As reported in thepharmaletter, Sanofi-Aventis made a couple of big moves this week to shore up its business. In the first instance, Sanofi worked out an agreement related to generic versions of its cancer
drug Eloxatin (oxalipatin) with its rivals Teva, Fresnius Kabi, and Sandoz. The agreement calls for the three to stop selling the drug in June of this year and allows them to recommence in August 2012. There are still other generic firms, e.g. Sun Pharmaceuticals, operating outside this agreement. It remains to be seen what actions, if any, will occur with them. The deal is subject to review by the FTC, the US Dept of Justice and the State Attorney General's Office in Michigan. The FTC, in particular, is on record against these type of "pay to delay" type agreements as it believes this leads to higher prices for consumers.

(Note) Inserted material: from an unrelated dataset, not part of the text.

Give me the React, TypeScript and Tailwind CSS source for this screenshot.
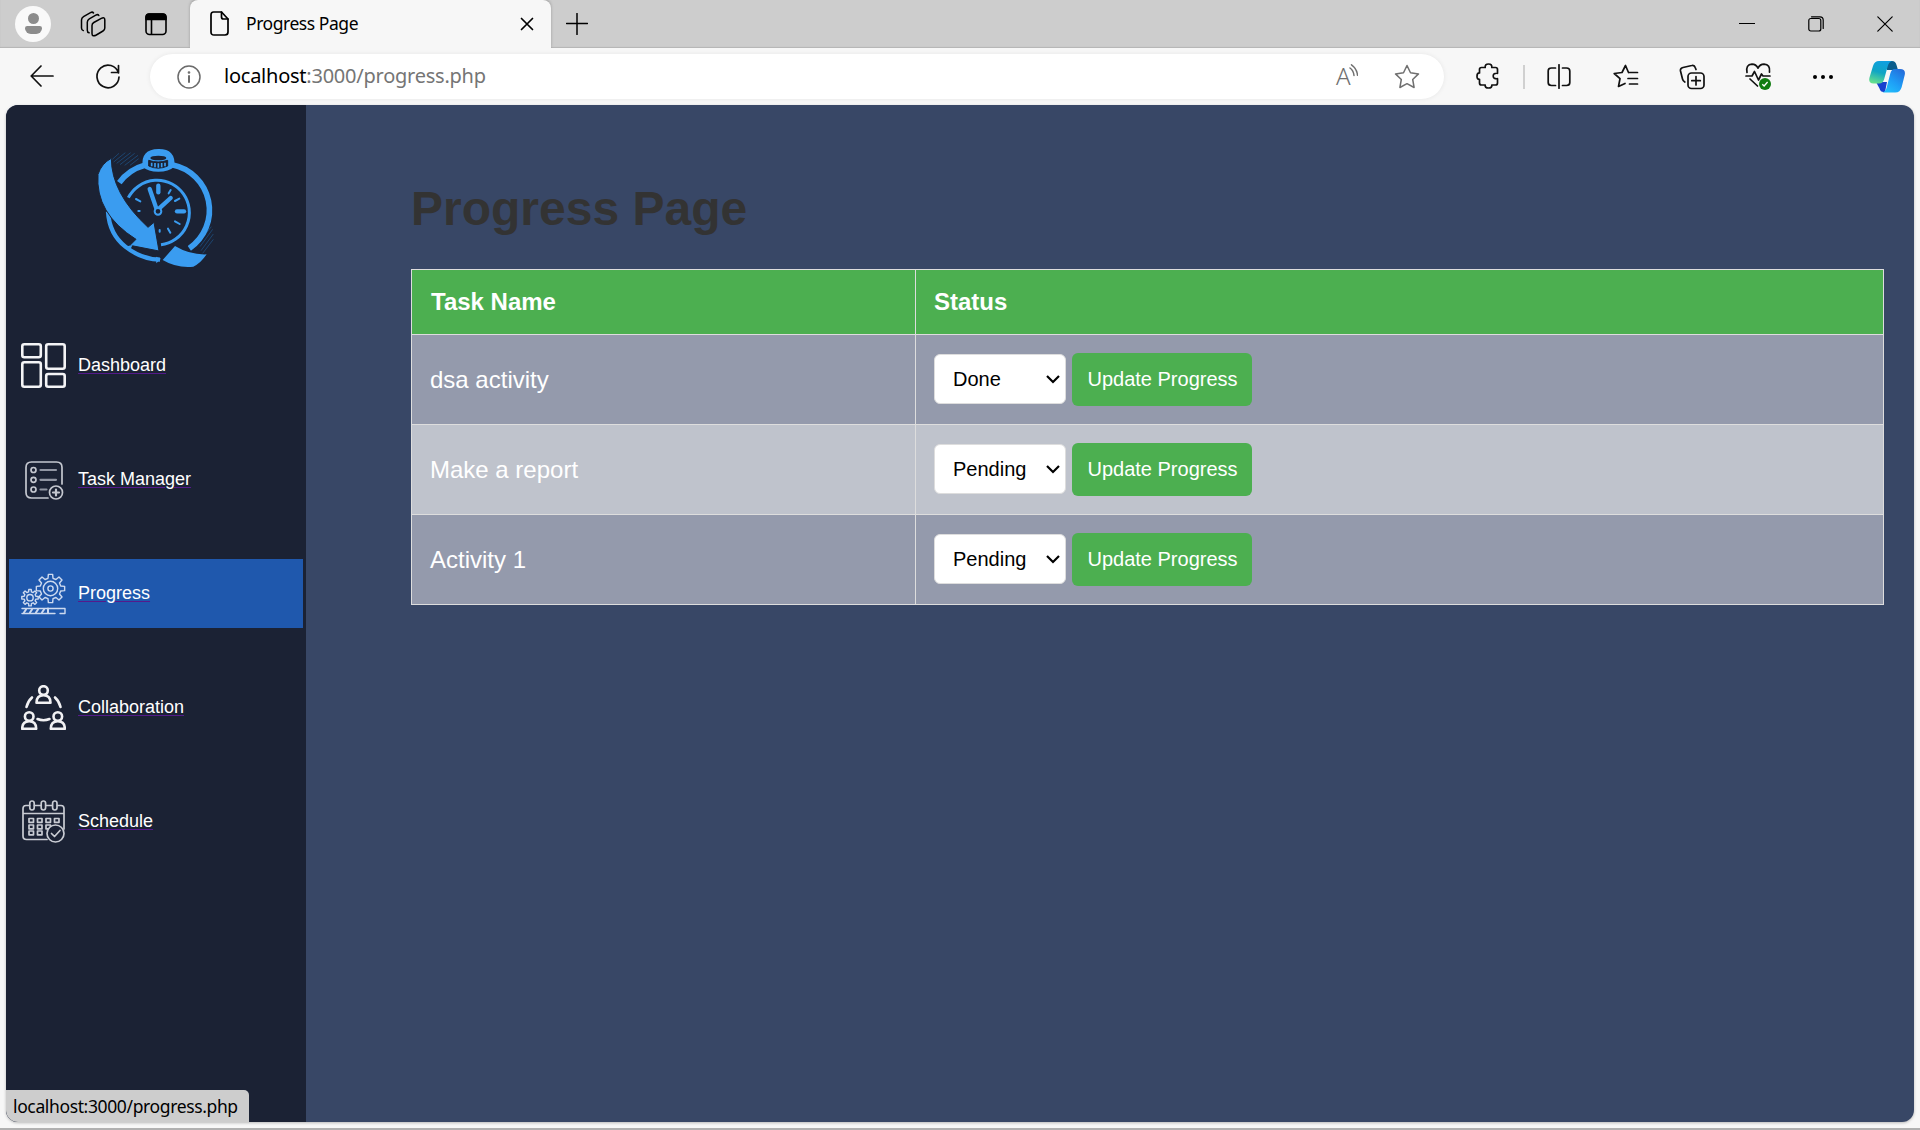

Like many other Big Pharma rivals, Sanofi-Aventis also announced it would be investing 150 M Euros to convert existing facilities toward biopharmaceutical and vaccine applications. Approximately 90 M Euros will be spent renovating two of its existing French plants, and another 60 M will be invested toward building a vaccine manufacturing facility in the Rhone. This is in keeping with market trends toward higher growth in biopharma and vaccine segments. Sanofi is better positioning itself to compete with other pharma companies making similar type investments.
Posted by Bruce Lehr April 3rd 2010.